Intra/Entrepreneurship, aka ‘The JC Walk on Water Plan’
An idea submission program can technically support the Intra/entrepreneurship use case or ‘unsolicited ideas from submitters interested in working on their idea full time’, but there is often a poor match if the focus of the program is ‘spin-in’ vs. explicitly encouraging ‘spin-outs’. In general, an idea management system is meant to match employee submitters with like-minded peers and potential executive sponsors with strategic needs, not simply a place to win a prize to further a desire for independence (as in external business plan competitions).
I mockingly dub this use case the ‘The JC Walk on Water Plan’ because very few people successfully pull this off (i.e. succeed despite the system instead of because of the system). I’ve only seen a very small number of these submitters anyways, because by definition, they are typically not looking for a platform to assist with skill development, information sharing and matching their ideas with company needs, but instead focused on going it alone, failing to comprehend or accept intra/entrepreneurship as a team sport.

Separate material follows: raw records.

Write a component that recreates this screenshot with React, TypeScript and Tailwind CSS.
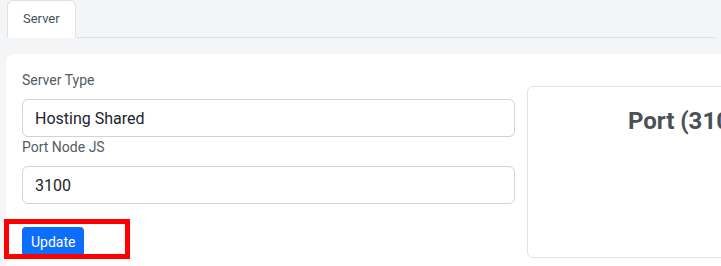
export default function App() {
  return (
    <div className="w-[721px] h-[266px] overflow-hidden bg-[#f4f5f7] px-[6px] font-['Roboto',sans-serif]">
      {/* tabs */}
      <div className="flex border-b border-[#dee2e6]">
        <div className="ml-px -mb-px rounded-t-[6px] border border-[#dee2e6] border-b-white bg-white px-[15px] py-[8px] text-[13px] leading-[20px] text-[#495057]">
          Server
        </div>
      </div>

      <div className="mt-4 w-[1100px] rounded-[8px] bg-white p-4">
        <div className="flex gap-[12px]">
          <div className="w-[493px] shrink-0">
            <label className="mb-2 block text-[14px] leading-[21px] text-[#555c63]">Server Type</label>
            <input
              readOnly
              value="Hosting Shared"
              className="block h-[38px] w-full rounded-[6px] border border-[#ced4da] px-3 text-[16px] text-[#212529] outline-none"
            />
            <label className="mb-2 block text-[14px] leading-[21px] text-[#555c63]">Port Node JS</label>
            <input
              readOnly
              value="3100"
              className="block h-[38px] w-full rounded-[6px] border border-[#ced4da] px-3 text-[16px] text-[#212529] outline-none"
            />
            <div className="relative mt-[23px]">
              <button className="flex h-[30px] items-center rounded-[4px] bg-[#0d6efd] px-[9px] text-[14px] text-white">
                Update
              </button>
              {/* highlight overlay */}
              <div className="pointer-events-none absolute left-[-18px] top-[-8px] h-[40px] w-[126px] border-[5px] border-[#ff0000]" />
            </div>
          </div>

          <div className="mt-[16px] h-[172px] w-[326px] shrink-0 rounded-[6px] border border-[#dee2e6] pt-[20px] text-center">
            <h4 className="text-[24px] font-bold leading-[1.2] text-[#495057]">Port (3100)</h4>
          </div>
        </div>
      </div>
    </div>
  );
}
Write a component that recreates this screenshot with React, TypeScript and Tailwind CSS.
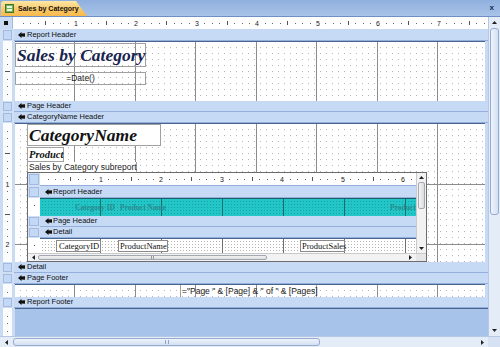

When I do see some of these individuals, the end results have not been positive, unless they first tried to keep the collective good in mind by partnering with peers and target executive sponsors and later, when it was determined that the best path to market is through some form of external or skunk-works arrangement, they genially switched to a more classical entrepreneurial M.O.
When looking to design or improve your employee idea submission program, think about the inspiration vs. intention matrix presented above. Either model can work if designed properly and executed within the appropriate corporate culture. Don’t expect results of biblical proportions unless there’s top executive commitment – and if you want to go where only eagles dare, try the Collective Entrepreneurship quadrant – no one has really embarked to this path – perhaps it will take a new flood.